Au Bourget, ces carburants durables étaient au centre de toutes les conversations et des stratégies de toutes les entreprises du secteur aérien. Et pour cause, l'ensemble de cette industrie est menacé si elle ne réduit pas sa production de CO2. Face à l'hydrogène, les Saf sont en position de force. Ils peuvent être utilisés avec tous types de moteurs d'avions. D'ailleurs, l’Europe a mis en place le plan RefuelEU pour augmenter son utilisation. Actuellement de 0,1%, elle doit atteindre 2% en 2025, 6% en 2030 et 70% d’ici à 2050.

L'aérien représente 6% du réchauffement climatique, et une infime minorité de la population mondiale en est à l’origine. La décarbonation du domaine est un sujet existentiel. Aujourd'hui, il n'est plus question de faire des promesses. Il faut agir, et vite", explique à BFM Business Marc Delcourt, CEO de Global Bioenergies.

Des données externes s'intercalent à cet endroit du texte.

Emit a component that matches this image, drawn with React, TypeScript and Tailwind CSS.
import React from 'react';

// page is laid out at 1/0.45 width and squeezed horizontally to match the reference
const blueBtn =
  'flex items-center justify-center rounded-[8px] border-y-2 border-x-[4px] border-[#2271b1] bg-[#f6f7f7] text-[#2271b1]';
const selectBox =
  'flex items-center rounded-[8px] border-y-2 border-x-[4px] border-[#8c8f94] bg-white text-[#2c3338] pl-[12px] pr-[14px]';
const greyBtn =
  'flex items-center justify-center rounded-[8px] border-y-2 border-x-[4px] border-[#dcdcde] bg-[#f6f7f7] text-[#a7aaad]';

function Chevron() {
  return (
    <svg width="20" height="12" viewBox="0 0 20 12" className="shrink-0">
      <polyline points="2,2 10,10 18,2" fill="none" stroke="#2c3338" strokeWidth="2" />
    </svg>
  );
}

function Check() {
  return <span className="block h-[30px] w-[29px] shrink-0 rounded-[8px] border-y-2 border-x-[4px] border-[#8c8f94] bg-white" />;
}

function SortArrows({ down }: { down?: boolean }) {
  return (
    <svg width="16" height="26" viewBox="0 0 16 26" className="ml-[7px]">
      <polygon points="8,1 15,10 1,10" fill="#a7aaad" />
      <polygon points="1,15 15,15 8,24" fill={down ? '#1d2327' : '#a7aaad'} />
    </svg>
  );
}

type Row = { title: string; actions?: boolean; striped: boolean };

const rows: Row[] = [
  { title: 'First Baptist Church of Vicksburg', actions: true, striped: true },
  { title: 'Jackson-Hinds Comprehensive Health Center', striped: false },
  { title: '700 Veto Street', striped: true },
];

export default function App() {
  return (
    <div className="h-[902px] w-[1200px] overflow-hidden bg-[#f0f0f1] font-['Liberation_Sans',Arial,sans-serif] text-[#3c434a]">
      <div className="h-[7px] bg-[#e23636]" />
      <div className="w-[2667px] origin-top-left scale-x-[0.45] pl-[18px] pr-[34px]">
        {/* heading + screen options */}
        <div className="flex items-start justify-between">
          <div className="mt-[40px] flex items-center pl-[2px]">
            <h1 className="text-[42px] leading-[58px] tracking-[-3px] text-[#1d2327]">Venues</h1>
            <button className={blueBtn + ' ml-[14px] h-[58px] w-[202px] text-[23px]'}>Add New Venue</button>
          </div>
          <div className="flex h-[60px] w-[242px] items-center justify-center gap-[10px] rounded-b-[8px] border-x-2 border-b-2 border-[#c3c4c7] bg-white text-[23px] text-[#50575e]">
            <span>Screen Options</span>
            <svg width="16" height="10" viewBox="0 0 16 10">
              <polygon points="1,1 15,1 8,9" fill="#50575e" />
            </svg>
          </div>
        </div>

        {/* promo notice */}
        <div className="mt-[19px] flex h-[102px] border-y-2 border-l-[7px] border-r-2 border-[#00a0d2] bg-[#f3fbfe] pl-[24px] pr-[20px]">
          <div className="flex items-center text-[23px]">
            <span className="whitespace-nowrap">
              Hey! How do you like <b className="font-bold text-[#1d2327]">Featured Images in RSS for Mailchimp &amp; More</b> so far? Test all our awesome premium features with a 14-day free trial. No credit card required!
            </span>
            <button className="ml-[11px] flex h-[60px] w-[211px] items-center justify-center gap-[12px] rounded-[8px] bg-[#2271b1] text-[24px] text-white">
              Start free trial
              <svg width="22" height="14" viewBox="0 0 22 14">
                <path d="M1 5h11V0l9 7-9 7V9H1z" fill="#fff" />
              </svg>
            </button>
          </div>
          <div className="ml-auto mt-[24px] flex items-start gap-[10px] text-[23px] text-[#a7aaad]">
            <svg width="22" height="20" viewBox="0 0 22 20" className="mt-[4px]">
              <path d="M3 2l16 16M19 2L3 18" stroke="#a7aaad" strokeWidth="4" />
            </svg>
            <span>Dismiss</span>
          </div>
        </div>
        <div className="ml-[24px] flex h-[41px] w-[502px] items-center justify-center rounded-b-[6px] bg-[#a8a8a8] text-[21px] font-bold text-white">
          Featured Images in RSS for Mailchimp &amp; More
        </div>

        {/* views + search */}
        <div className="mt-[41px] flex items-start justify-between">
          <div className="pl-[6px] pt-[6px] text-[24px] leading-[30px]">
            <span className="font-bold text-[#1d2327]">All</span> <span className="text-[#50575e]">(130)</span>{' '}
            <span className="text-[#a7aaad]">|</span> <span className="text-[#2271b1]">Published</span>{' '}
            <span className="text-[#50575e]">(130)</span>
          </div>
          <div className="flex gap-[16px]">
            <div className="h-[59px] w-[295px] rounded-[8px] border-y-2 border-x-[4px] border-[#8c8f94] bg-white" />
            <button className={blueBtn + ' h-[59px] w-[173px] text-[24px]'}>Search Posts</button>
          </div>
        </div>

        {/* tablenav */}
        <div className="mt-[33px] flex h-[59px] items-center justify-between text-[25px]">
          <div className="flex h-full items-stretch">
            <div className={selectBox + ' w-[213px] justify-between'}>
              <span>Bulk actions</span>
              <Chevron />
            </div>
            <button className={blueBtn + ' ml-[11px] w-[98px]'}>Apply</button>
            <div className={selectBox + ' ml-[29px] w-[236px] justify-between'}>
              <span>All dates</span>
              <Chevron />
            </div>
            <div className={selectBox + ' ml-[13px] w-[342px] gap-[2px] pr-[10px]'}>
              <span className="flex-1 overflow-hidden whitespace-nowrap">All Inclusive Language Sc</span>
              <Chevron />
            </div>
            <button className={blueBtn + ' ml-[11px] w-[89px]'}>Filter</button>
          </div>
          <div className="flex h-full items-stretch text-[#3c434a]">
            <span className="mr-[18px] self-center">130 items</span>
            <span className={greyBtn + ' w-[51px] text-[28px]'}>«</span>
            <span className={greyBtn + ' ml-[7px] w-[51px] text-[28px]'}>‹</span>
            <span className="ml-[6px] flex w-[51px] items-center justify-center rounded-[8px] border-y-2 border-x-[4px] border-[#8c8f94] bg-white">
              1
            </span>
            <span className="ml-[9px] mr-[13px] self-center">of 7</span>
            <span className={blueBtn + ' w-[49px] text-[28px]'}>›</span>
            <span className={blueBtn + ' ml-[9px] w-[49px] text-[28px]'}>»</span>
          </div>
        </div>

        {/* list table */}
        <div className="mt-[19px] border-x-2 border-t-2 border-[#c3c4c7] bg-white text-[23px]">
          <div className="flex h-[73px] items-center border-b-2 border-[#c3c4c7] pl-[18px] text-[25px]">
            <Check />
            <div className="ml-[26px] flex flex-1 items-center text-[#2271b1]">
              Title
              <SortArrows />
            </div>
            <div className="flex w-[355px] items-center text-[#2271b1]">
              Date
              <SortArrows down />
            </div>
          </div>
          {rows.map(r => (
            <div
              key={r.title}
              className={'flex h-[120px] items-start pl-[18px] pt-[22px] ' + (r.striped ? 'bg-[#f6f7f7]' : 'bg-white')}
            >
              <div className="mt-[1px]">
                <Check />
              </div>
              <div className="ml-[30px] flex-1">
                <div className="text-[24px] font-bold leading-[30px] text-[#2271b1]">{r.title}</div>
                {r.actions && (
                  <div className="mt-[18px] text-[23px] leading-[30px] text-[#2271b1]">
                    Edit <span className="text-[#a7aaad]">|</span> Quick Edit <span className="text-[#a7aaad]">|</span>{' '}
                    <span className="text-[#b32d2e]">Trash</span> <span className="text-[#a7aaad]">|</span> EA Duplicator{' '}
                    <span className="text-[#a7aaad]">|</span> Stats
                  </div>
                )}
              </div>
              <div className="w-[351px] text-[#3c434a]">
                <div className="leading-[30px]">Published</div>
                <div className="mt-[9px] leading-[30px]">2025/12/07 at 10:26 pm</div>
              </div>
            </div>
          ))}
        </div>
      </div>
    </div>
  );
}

Cette entreprise a mis au point un procédé original basé sur des micro-organismes reprogrammés pour transformer des sucres en molécules pétrochimiques. Sa biotechnologie, jusque-là utilisée dans les cosmétiques, notamment pour L'Oréal, vient de recevoir la certification ASTM International pour être incorporé jusqu’à 50% dans les avions de ligne en service, dans un mélange avec du kérosène fossile.

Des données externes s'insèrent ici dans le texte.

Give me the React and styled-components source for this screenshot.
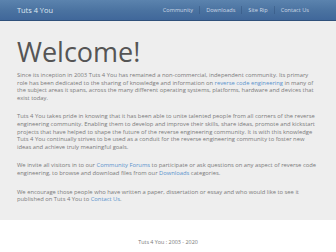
import React from 'react'
import styled, { createGlobalStyle } from 'styled-components'

const GlobalStyle = createGlobalStyle`
  html, body {
    margin: 0;
    padding: 0;
    background: #ffffff;
    font-family: "Open Sans", "Liberation Sans", sans-serif;
  }
`

const Navbar = styled.div`
  height: 20px;
  display: flex;
  align-items: center;
  justify-content: space-between;
  padding: 0 21px 0 17px;
  background: linear-gradient(to bottom, #5b83ae 0%, #4a72a0 55%, #40679a 100%);
  border-bottom: 1px solid #2f507a;
`

const Brand = styled.a`
  font-size: 7.4px;
  color: #dfe7f1;
  text-decoration: none;
`

const NavLinks = styled.div`
  display: flex;
  align-items: center;
`

const NavLink = styled.a`
  font-size: 5.6px;
  color: #cdd8e6;
  text-decoration: none;
  padding: 0 6px;
  border-left: ${p => (p.first ? 'none' : '1px solid rgba(40, 70, 110, 0.35)')};
`

const Jumbotron = styled.div`
  background: #eeeeee;
  padding: 15px 16px 16px 17px;
`

const Heading = styled.h1`
  margin: 0 0 5px;
  font-size: 27px;
  line-height: 1.15;
  font-weight: 400;
  color: #555555;
`

const Para = styled.p`
  margin: 0 0 11px;
  font-size: 5.82px;
  line-height: 7.6px;
  color: #7a7a7a;

  &:last-child {
    margin-bottom: 0;
  }
`

const Link = styled.a`
  color: #5a92cc;
  text-decoration: none;
`

const Footer = styled.div`
  text-align: center;
  font-size: 5.4px;
  color: #777777;
  padding-top: 18px;
`

export default function App() {
  return (
    <>
      <GlobalStyle />
      <Navbar>
        <Brand>Tuts 4 You</Brand>
        <NavLinks>
          <NavLink first>Community</NavLink>
          <NavLink>Downloads</NavLink>
          <NavLink>Site Rip</NavLink>
          <NavLink>Contact Us</NavLink>
        </NavLinks>
      </Navbar>
      <Jumbotron>
        <Heading>Welcome!</Heading>
        <Para>
          Since its inception in 2003 Tuts 4 You has remained a non-commercial, independent community. Its primary
          role has been dedicated to the sharing of knowledge and information on{' '}
          <Link>reverse code engineering</Link> in many of the subject areas it spans, across the many different
          operating systems, platforms, hardware and devices that exist today.
        </Para>
        <Para>
          Tuts 4 You takes pride in knowing that it has been able to unite talented people from all corners of the
          reverse engineering community. Enabling them to develop and improve their skills, share ideas, promote and
          kickstart projects that have helped to shape the future of the reverse engineering community. It is with
          this knowledge Tuts 4 You continually strives to be used as a conduit for the reverse engineering community
          to foster new ideas and achieve truly meaningful goals.
        </Para>
        <Para>
          We invite all visitors in to our <Link>Community Forums</Link> to participate or ask questions on any aspect
          of reverse code engineering, to browse and download files from our <Link>Downloads</Link> categories.
        </Para>
        <Para>
          We encourage those people who have written a paper, dissertation or essay and who would like to see it
          published on Tuts 4 You to <Link>Contact Us</Link>.
        </Para>
      </Jumbotron>
      <Footer>Tuts 4 You : 2003 - 2020</Footer>
    </>
  )
}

Une raffinerie SAF dans les Bouches du Rhône

Face à cette PME française, les plus grosses entreprises du secteur sont déjà dans la course avec l'objectif de peser sur le transport aérien du futur. TotalEnergies a ainsi décidé d'utiliser sa raffinerie de biodiesel pour produire du SAF. Ce site basé à La Mède, dans les Bouches-du-Rhône, a une capacité de production annuelle de 500.000 tonnes.

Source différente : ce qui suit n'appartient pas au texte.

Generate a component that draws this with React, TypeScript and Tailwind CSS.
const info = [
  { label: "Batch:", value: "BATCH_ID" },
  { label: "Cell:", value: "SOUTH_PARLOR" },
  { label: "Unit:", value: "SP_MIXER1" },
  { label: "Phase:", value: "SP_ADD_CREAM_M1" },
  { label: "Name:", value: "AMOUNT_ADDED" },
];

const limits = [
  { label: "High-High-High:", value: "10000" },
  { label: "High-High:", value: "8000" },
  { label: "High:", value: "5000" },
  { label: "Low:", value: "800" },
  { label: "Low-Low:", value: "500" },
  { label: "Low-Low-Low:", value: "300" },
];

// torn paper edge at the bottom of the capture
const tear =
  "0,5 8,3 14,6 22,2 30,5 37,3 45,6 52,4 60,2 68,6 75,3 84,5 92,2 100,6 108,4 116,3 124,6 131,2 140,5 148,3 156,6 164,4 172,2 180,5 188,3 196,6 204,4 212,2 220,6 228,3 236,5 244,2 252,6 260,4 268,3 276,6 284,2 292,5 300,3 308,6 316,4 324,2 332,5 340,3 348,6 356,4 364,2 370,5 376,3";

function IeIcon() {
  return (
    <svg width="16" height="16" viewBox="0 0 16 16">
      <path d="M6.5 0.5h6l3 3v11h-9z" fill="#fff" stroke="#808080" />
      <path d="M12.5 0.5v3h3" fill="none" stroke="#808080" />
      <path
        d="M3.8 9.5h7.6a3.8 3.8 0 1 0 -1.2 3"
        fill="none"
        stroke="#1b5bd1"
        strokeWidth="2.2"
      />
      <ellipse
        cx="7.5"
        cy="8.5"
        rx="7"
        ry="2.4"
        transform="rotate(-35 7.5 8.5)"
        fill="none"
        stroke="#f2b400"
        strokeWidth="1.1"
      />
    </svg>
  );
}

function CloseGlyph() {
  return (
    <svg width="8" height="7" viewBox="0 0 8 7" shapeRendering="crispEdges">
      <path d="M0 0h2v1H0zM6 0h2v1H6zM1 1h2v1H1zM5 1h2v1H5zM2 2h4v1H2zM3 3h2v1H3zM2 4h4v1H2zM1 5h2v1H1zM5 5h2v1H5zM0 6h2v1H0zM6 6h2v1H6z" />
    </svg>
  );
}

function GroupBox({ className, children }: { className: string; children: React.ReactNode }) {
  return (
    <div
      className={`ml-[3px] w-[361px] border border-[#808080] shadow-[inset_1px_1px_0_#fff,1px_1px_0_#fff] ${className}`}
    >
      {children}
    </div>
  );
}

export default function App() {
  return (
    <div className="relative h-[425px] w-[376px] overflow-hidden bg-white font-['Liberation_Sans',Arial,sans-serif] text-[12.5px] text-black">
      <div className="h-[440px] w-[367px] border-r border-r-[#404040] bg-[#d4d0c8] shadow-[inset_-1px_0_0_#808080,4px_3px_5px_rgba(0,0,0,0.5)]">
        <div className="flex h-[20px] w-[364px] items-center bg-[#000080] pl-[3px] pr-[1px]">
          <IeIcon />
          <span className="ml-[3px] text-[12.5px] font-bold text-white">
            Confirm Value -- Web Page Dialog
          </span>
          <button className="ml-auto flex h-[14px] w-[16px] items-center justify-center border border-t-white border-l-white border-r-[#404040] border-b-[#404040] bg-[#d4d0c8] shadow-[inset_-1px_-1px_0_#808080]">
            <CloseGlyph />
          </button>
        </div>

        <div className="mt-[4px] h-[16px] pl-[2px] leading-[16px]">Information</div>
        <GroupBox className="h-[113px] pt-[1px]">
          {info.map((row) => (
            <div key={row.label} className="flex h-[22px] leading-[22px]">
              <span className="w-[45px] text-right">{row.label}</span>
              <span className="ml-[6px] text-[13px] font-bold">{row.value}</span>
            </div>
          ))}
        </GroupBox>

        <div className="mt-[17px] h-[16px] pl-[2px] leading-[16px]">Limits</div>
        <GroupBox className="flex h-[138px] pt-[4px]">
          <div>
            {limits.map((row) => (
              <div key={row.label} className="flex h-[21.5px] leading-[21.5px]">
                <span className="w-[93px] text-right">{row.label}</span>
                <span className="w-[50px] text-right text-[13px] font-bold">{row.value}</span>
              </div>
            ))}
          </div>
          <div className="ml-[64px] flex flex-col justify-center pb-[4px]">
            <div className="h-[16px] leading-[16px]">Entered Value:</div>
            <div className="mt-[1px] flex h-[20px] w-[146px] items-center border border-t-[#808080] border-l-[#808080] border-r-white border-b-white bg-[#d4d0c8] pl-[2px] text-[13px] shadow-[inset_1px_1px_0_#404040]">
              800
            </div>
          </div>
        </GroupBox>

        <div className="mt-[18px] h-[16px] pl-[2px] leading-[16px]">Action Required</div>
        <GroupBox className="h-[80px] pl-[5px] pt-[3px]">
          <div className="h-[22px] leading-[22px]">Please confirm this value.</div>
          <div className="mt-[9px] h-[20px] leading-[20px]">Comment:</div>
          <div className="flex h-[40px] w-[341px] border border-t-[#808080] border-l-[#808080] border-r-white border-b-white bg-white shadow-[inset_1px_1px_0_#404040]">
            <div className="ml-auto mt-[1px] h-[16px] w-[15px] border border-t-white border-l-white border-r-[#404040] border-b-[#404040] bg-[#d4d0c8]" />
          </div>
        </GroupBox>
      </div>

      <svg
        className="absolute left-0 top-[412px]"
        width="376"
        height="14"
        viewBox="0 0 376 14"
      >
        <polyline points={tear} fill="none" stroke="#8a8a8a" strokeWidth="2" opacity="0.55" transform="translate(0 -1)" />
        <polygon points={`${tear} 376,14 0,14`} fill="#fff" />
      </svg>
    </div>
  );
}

D'ici à quelques mois, le néerlandais Neste, premier producteur mondial de SAF, sortira de Rotterdam 500.000 tonnes par an de carburant d'aviation fabriqué à partir d'huiles de cuisson usagées et de graisses animales.

De son côté, le motoriste Safran avance ces pions dans ces nouveaux carburants. En 2021, avec Engie, il a investi dans Ineratec, une startup allemande spécialisée dans la production de carburants synthétiques neutres en carbone. Le groupe mène également des travaux pour s'assurer que les nouveaux carburants réduisent les émissions de CO2 sans pénaliser la performance des avions et sans altérer les moteurs.

"Ce n'est pas une modification fondamentale des moteurs, mais certaines pièces au niveau du pompage ou de certains joints devront être adaptés", explique à BFM Business Nicolas Jeuland, expert émérite carburant durable chez Safran.

Jusqu'ici, ces carburants sont mélangés à 50/50 avec du kérosène, mais progressivement ce taux va progresser pour passer à 35% de kérosène en 2025. Mais en passant à 100% de Saf, les moteurs devront être modifiés.

Le prix des billets multiplié de 3 à 5

Par contre, ce spécialiste estime que les Saf seront bénéfiques aux moteurs et réduiront les interventions de maintenance.

"On va faire moins de dépôt dans le moteur, il y aura moins de corrosion des parties chaudes ce qui permettra aux avions de fonctionner plus longtemps en maintenant des performances optimales", précise Nicolas Jeuland.

Grâce au Saf, les avions seront donc plus durables et moins polluants en consommant moins et en réduisant jusqu'à 80% les émissions de CO2. Bonne nouvelle pour la planète, moins bonne pour le portefeuille des voyageurs. Le Saf coûte en effet entre 3 et 5 fois plus cher que le kérosène. Ce surcoût va finalement se répercuter sur le prix des billets. Les hausses ont même déjà commencé.

En 2022, Air France-KLM, précurseur dans le Saf, a annoncé une augmentation des prix des billets de 1 à 12 euros pour compenser une partie du surcoût de l'utilisation de carburant d'aviation "durable". Début 2023, la compagnie a encore annoncé des ajustements. Le montant des billets "variera entre 1 et 8 euros en classe économique" et entre 1,50 et 24 €uros en classe affaires, selon la distance, indique la compagnie en expliquant que cela contribuera à accélérer l'adoption du Saf.

"Depuis le début de 2022, la réglementation française nous oblige à incorporer en moyenne 1 % de carburant d'aviation durable sur les vols au départ de la France. En 2025, il passera à 2 %, puis à 5 % en 2030, pour tous les vols au départ de l'Europe", indiquait récemment Vincent Etchebehere, vice-président du développement durable et des nouvelles mobilités de la compagnie aérienne.

Le salut de l'aviation passera donc par une plus grande responsabilité environnementale, mais également par une acceptation par le grand public de tarifs de plus en plus élevés.